▸ **BRIEF**
Take the line containing "Rebuild this screenshot" as the first line and the line containing "const tabs = ['データ', 'メモ', '行動', '寝言'];" as the last, and output that span verbatim without any images.

Web page code records:
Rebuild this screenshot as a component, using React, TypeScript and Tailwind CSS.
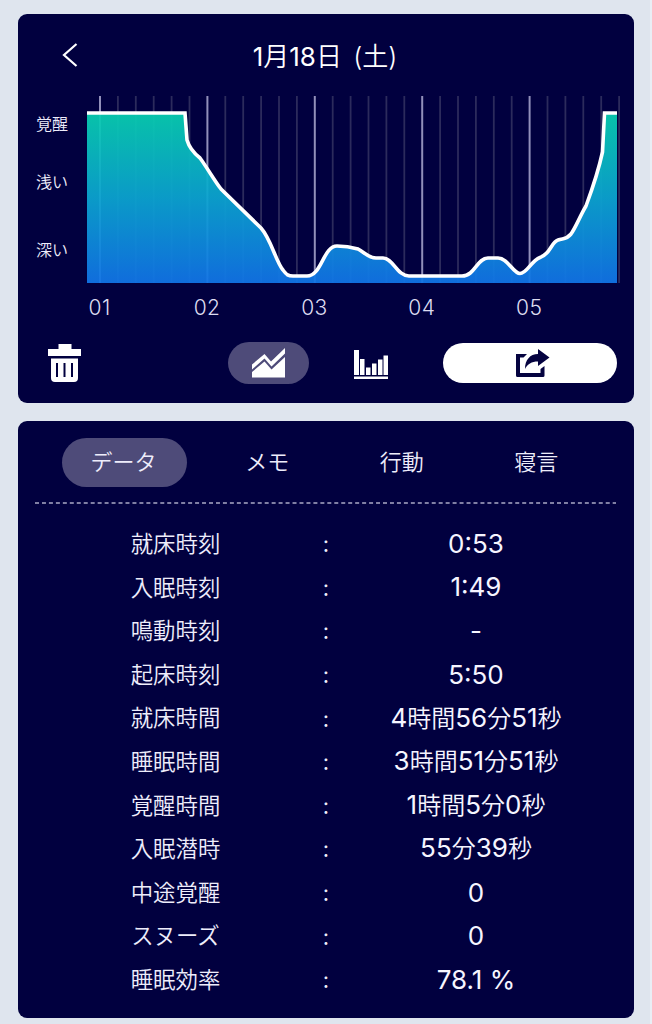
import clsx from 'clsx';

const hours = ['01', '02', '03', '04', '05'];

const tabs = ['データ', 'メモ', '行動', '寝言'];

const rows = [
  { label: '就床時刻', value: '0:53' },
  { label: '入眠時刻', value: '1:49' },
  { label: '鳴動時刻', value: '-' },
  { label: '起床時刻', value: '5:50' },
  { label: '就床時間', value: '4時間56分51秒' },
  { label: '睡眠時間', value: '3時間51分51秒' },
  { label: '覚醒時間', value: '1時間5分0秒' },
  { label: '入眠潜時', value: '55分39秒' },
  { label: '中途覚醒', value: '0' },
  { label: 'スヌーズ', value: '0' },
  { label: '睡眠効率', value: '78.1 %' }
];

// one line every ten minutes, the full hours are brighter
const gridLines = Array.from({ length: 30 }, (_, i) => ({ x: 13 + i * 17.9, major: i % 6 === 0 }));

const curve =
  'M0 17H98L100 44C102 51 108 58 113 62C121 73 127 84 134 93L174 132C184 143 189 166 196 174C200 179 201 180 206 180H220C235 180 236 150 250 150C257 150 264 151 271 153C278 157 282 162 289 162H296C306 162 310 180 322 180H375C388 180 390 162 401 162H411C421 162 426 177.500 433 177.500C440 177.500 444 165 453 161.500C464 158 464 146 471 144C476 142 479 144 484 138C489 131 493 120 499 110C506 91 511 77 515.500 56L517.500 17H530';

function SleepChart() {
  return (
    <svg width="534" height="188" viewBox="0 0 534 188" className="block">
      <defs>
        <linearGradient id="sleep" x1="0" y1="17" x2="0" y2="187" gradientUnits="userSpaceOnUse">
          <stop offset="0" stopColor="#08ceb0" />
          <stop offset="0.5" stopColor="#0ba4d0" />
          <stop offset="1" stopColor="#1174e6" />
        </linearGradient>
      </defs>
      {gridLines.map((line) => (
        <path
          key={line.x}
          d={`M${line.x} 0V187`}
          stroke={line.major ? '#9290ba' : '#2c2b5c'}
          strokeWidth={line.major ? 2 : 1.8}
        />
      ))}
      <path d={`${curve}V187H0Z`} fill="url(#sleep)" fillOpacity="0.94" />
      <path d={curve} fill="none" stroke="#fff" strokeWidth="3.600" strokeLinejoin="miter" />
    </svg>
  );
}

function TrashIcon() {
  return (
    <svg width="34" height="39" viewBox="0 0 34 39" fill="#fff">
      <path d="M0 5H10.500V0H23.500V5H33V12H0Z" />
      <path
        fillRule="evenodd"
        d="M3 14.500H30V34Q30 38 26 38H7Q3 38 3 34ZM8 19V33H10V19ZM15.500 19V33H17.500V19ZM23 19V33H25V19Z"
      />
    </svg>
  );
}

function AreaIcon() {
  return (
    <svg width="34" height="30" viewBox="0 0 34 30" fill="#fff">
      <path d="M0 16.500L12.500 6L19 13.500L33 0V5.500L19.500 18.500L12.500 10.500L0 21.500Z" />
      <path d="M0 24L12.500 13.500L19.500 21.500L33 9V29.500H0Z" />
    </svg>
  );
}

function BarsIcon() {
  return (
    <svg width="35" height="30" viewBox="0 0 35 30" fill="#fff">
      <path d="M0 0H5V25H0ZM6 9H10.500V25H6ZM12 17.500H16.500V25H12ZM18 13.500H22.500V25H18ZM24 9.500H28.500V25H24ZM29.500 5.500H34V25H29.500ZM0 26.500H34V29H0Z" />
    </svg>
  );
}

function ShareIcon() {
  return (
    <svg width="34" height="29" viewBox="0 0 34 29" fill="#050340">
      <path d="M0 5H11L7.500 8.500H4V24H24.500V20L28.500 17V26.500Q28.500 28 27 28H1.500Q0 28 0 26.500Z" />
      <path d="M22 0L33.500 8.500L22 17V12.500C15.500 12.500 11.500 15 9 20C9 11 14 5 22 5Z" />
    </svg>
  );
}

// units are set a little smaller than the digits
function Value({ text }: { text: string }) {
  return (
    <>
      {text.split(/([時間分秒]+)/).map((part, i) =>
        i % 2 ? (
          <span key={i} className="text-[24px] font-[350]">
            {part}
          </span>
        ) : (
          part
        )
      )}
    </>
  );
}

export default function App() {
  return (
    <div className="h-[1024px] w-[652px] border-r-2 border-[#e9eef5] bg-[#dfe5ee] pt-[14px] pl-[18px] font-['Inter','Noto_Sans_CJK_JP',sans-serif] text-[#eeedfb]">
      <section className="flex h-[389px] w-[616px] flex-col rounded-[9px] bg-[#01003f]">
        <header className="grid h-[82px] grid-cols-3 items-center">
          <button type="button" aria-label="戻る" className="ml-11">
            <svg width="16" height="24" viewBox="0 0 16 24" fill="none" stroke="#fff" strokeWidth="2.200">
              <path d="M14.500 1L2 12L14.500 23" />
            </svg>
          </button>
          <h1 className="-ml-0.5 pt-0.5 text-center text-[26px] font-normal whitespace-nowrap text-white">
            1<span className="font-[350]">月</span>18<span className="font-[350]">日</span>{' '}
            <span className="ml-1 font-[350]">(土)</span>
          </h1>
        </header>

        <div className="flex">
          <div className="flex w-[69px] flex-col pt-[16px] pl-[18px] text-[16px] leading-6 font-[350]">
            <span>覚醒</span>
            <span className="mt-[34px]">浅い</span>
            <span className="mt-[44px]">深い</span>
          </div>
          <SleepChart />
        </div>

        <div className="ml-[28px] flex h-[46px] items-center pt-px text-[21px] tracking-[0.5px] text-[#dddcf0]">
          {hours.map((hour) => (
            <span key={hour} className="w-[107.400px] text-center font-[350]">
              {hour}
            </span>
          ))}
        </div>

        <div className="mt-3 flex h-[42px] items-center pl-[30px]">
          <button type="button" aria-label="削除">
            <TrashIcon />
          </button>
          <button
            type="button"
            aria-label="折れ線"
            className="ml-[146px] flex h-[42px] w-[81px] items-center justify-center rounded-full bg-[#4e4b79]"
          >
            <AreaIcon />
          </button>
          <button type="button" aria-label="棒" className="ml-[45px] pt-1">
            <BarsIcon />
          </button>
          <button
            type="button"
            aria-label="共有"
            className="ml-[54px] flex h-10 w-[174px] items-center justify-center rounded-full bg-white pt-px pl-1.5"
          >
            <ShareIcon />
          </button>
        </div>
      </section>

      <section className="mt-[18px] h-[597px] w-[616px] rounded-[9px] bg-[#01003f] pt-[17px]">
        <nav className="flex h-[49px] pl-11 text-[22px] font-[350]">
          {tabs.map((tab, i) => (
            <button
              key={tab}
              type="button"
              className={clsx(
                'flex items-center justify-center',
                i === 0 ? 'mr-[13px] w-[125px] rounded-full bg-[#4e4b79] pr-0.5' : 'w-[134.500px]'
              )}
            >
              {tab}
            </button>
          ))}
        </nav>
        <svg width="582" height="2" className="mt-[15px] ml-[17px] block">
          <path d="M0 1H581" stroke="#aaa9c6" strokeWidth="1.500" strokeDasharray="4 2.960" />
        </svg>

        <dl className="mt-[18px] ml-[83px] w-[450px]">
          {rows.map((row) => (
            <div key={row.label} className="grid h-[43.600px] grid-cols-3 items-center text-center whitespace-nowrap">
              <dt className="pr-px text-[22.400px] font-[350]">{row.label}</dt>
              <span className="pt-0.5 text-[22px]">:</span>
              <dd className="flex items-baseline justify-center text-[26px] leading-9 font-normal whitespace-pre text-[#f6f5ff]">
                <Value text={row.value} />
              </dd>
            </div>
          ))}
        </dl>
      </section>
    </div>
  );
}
...
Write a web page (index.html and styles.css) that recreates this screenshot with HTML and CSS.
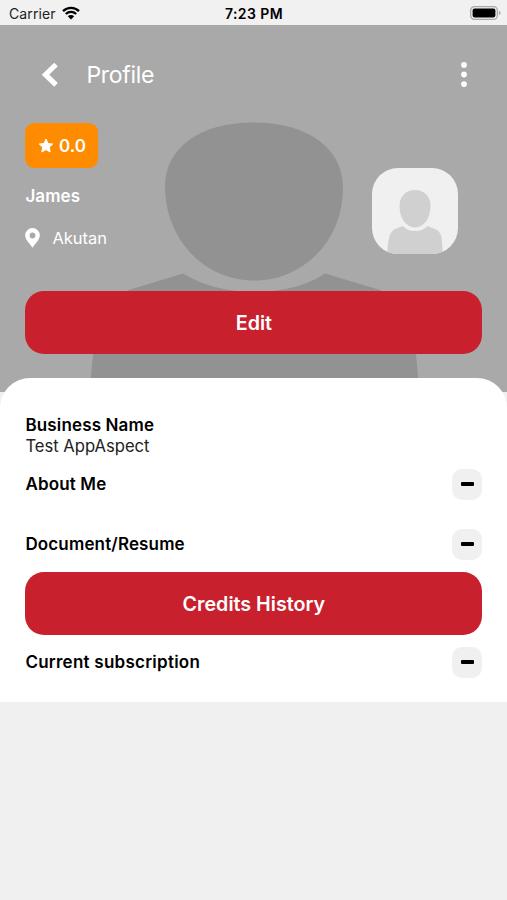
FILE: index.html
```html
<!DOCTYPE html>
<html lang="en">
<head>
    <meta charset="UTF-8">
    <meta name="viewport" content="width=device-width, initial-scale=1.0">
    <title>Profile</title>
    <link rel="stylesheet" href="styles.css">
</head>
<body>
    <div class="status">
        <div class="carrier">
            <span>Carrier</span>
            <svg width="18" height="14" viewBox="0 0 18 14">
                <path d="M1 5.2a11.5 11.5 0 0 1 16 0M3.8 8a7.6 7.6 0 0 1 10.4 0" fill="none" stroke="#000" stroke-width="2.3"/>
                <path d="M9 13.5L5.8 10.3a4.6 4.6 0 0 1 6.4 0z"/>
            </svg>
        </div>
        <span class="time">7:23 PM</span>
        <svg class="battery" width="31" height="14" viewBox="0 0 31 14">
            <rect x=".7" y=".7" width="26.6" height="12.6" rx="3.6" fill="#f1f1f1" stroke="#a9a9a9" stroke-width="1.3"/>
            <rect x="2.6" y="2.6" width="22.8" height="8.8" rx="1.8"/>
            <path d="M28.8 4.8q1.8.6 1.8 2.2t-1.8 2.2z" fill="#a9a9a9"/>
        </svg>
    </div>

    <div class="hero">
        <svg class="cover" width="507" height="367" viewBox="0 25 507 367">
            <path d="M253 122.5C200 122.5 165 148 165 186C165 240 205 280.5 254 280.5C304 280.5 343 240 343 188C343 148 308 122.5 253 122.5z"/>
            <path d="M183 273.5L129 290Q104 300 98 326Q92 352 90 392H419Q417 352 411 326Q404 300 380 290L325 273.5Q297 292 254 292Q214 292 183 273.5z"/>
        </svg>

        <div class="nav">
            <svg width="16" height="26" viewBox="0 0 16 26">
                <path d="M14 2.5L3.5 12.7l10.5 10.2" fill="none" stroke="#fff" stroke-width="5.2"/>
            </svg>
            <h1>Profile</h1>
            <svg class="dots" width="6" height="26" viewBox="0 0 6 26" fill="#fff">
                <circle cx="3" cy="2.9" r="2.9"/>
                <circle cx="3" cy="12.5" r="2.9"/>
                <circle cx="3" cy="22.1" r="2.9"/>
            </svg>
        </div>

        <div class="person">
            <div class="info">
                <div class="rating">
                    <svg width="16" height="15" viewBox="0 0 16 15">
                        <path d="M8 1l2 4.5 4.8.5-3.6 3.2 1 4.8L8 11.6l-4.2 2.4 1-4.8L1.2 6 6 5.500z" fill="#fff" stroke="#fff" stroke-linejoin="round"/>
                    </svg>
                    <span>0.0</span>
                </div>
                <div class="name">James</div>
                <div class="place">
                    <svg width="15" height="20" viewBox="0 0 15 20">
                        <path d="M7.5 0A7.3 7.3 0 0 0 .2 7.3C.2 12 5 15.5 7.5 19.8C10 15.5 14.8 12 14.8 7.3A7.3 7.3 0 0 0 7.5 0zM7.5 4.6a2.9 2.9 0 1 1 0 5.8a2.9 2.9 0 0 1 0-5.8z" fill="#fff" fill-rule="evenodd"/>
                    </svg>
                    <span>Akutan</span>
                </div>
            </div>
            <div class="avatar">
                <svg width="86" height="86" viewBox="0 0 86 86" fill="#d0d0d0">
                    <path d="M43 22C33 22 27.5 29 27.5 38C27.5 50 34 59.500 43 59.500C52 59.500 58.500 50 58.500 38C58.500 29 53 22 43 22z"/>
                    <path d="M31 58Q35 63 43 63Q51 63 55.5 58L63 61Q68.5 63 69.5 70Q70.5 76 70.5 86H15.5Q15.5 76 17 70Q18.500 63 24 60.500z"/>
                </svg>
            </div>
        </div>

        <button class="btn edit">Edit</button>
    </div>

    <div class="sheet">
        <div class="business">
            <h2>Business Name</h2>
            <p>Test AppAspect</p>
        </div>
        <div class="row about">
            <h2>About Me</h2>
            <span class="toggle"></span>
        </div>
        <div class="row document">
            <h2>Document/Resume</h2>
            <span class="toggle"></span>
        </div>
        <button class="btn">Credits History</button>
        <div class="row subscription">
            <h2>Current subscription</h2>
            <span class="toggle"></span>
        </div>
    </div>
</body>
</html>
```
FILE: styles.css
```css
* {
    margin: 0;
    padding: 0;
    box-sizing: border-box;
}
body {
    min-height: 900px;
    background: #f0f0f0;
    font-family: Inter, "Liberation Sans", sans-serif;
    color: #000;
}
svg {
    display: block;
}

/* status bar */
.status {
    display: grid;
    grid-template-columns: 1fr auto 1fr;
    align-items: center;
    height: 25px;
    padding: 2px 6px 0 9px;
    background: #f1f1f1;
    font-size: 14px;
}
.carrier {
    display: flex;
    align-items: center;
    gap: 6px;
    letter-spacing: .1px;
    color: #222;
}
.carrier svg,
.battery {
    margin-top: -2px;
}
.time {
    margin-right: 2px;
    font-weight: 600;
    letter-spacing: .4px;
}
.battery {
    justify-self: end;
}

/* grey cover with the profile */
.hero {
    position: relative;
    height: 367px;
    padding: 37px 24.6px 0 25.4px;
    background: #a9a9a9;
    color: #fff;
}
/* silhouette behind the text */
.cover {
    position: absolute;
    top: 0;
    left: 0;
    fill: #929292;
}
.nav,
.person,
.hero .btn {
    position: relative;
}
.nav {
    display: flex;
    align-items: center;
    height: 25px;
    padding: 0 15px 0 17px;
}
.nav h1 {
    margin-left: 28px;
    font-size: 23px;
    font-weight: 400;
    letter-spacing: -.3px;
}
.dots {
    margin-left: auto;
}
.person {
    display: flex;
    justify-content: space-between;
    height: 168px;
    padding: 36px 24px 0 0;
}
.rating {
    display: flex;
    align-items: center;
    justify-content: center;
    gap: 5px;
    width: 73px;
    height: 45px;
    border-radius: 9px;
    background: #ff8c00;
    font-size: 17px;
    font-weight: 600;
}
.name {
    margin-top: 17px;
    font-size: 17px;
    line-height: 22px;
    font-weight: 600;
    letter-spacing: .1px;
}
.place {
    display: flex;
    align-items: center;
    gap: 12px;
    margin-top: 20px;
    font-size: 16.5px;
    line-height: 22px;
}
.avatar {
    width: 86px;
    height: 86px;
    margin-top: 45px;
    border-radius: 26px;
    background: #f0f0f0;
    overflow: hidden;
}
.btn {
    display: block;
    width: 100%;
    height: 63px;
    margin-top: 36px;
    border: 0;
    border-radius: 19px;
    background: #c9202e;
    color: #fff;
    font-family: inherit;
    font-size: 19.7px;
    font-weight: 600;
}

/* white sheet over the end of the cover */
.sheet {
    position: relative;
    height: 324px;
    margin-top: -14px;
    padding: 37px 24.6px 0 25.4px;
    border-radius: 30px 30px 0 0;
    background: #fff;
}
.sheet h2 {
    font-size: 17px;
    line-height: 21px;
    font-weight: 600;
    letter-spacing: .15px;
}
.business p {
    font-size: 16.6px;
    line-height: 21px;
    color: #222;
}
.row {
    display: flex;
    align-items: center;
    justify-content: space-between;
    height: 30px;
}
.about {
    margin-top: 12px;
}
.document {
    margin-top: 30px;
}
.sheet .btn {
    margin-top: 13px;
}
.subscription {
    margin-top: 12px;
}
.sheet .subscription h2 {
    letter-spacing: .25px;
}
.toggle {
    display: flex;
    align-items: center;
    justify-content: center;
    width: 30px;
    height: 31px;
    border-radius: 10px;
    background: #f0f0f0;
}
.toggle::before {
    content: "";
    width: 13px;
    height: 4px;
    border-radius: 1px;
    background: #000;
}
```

▸ **EXERCISE SOLUTION**
Rebuild this screenshot as a component, using React, TypeScript and Tailwind CSS.
import clsx from 'clsx';

const hours = ['01', '02', '03', '04', '05'];

const tabs = ['データ', 'メモ', '行動', '寝言'];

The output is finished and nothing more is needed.